**The task**
Lines that contain the string "React" are to be copied; leave out all others.

**Material**
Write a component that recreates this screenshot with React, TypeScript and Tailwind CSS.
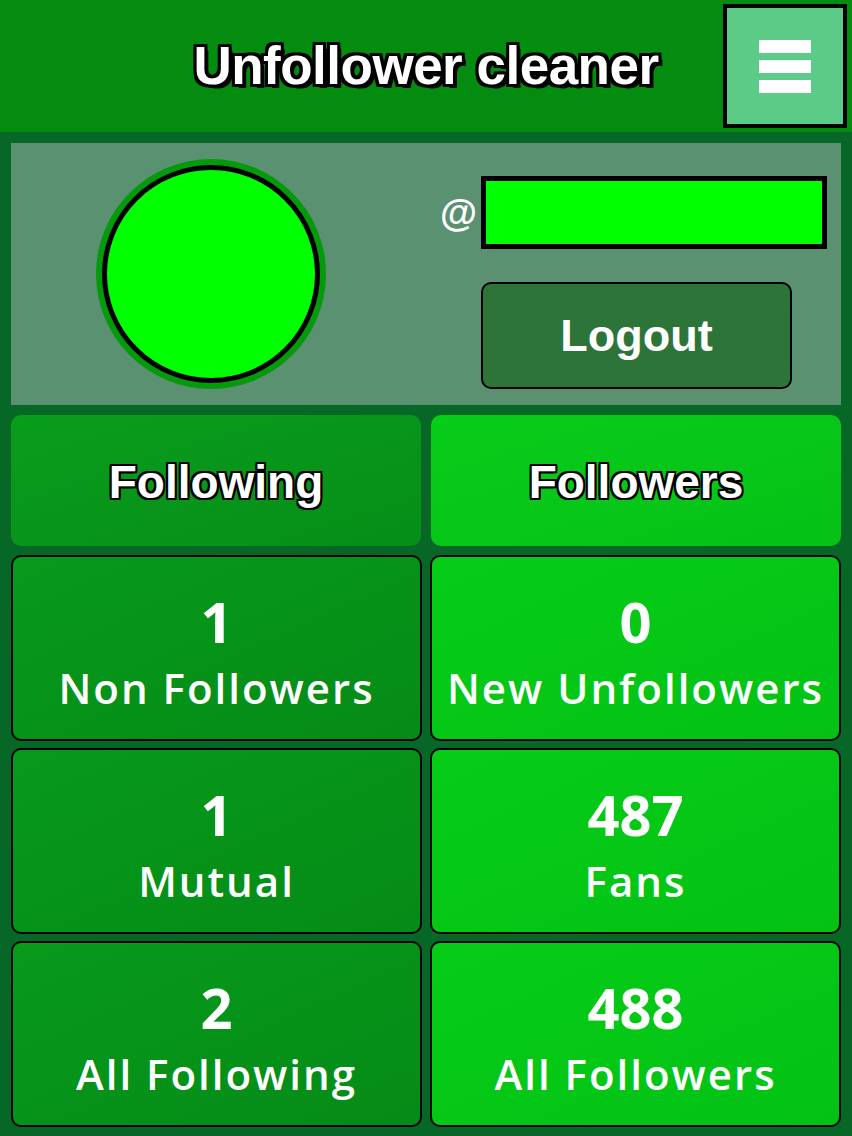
import React from "react";

const outline =
  "[text-shadow:-2px_-2px_0_#000,2px_-2px_0_#000,-2px_2px_0_#000,2px_2px_0_#000,0_-2px_0_#000,0_2px_0_#000,-2px_0_0_#000,2px_0_0_#000]";

const titleOutline =
  "[text-shadow:-3px_-3px_0_#000,3px_-3px_0_#000,-3px_3px_0_#000,3px_3px_0_#000,0_-3px_0_#000,0_3px_0_#000,-3px_0_0_#000,3px_0_0_#000,4px_4px_0_#000]";

type Stat = { value: string; label: string };

const following: Stat[] = [
  { value: "1", label: "Non Followers" },
  { value: "1", label: "Mutual" },
  { value: "2", label: "All Following" },
];

const followers: Stat[] = [
  { value: "0", label: "New Unfollowers" },
  { value: "487", label: "Fans" },
  { value: "488", label: "All Followers" },
];

function StatCard({ stat, light }: { stat: Stat; light: boolean }) {
  return (
    <div
      className={`h-[186px] pt-[6px] rounded-[10px] border-2 border-black flex flex-col items-center justify-center text-white font-['Open_Sans',sans-serif] font-semibold ${
        light
          ? "bg-gradient-to-br from-[#06cc18] to-[#03c214]"
          : "bg-gradient-to-br from-[#079a1b] to-[#058b17]"
      }`}
    >
      <div className="text-[56px] leading-[60px] font-bold">{stat.value}</div>
      <div className="mt-[13px] text-[42px] leading-[48px] tracking-[2px] whitespace-nowrap">
        {stat.label}
      </div>
    </div>
  );
}

export default function App() {
  return (
    <div className="w-[852px] h-[1136px] bg-[#066727] overflow-hidden font-['Liberation_Sans',Arial,sans-serif]">
      {/* header */}
      <header className="h-[132px] bg-[#038c10] flex items-center relative">
        <h1
          className={`flex-1 text-center text-white font-bold text-[53px] tracking-[-0.5px] ${titleOutline}`}
        >
          Unfollower cleaner
        </h1>
        <button className="absolute right-[5px] top-[4px] w-[124px] h-[124px] border-4 border-black bg-[#5ccb88] flex flex-col items-center justify-center gap-[7px]">
          <span className="block w-[52px] h-[13px] bg-white" />
          <span className="block w-[52px] h-[13px] bg-white" />
          <span className="block w-[52px] h-[13px] bg-white" />
        </button>
      </header>

      <main className="px-[11px] pt-[11px] flex flex-col gap-[10px]">
        {/* profile panel */}
        <section className="h-[262px] bg-[#5a9170] flex">
          <div className="w-[400px] flex items-center justify-center">
            <div className="w-[230px] h-[230px] rounded-full bg-[#049a0c] flex items-center justify-center">
              <div className="w-[218px] h-[218px] rounded-full border-[5px] border-black bg-[#00ff00]" />
            </div>
          </div>
          <div className="flex-1 flex flex-col pt-[33px]">
            <div className="flex items-center">
              <span className="w-[70px] text-right pr-[4px] text-white font-bold text-[38px] leading-none">
                @
              </span>
              <div className="w-[346px] h-[73px] border-[5px] border-black bg-[#00ff00]" />
            </div>
            <button className="mt-[33px] ml-[70px] w-[311px] h-[107px] rounded-[10px] border-2 border-black bg-[#2d7439] text-white font-bold text-[45px]">
              Logout
            </button>
          </div>
        </section>

        {/* tabs */}
        <div className="grid grid-cols-2 gap-[10px]">
          <div
            className={`h-[131px] rounded-[10px] bg-gradient-to-br from-[#099d1c] to-[#068e18] flex items-center justify-center text-white font-bold text-[46px] pt-[4px] ${outline}`}
          >
            Following
          </div>
          <div
            className={`h-[131px] rounded-[10px] bg-gradient-to-br from-[#08cc1a] to-[#05c216] flex items-center justify-center text-white font-bold text-[46px] pt-[4px] ${outline}`}
          >
            Followers
          </div>
        </div>

        {/* stats */}
        <div className="grid grid-cols-2 gap-x-[8px] gap-y-[7px] -mt-[1px]">
          {following.map((s, i) => (
            <React.Fragment key={i}>
              <StatCard stat={s} light={false} />
              <StatCard stat={followers[i]} light />
            </React.Fragment>
          ))}
        </div>
      </main>
    </div>
  );
}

**Correct answer**
Write a component that recreates this screenshot with React, TypeScript and Tailwind CSS.
import React from "react";
            <React.Fragment key={i}>
            </React.Fragment>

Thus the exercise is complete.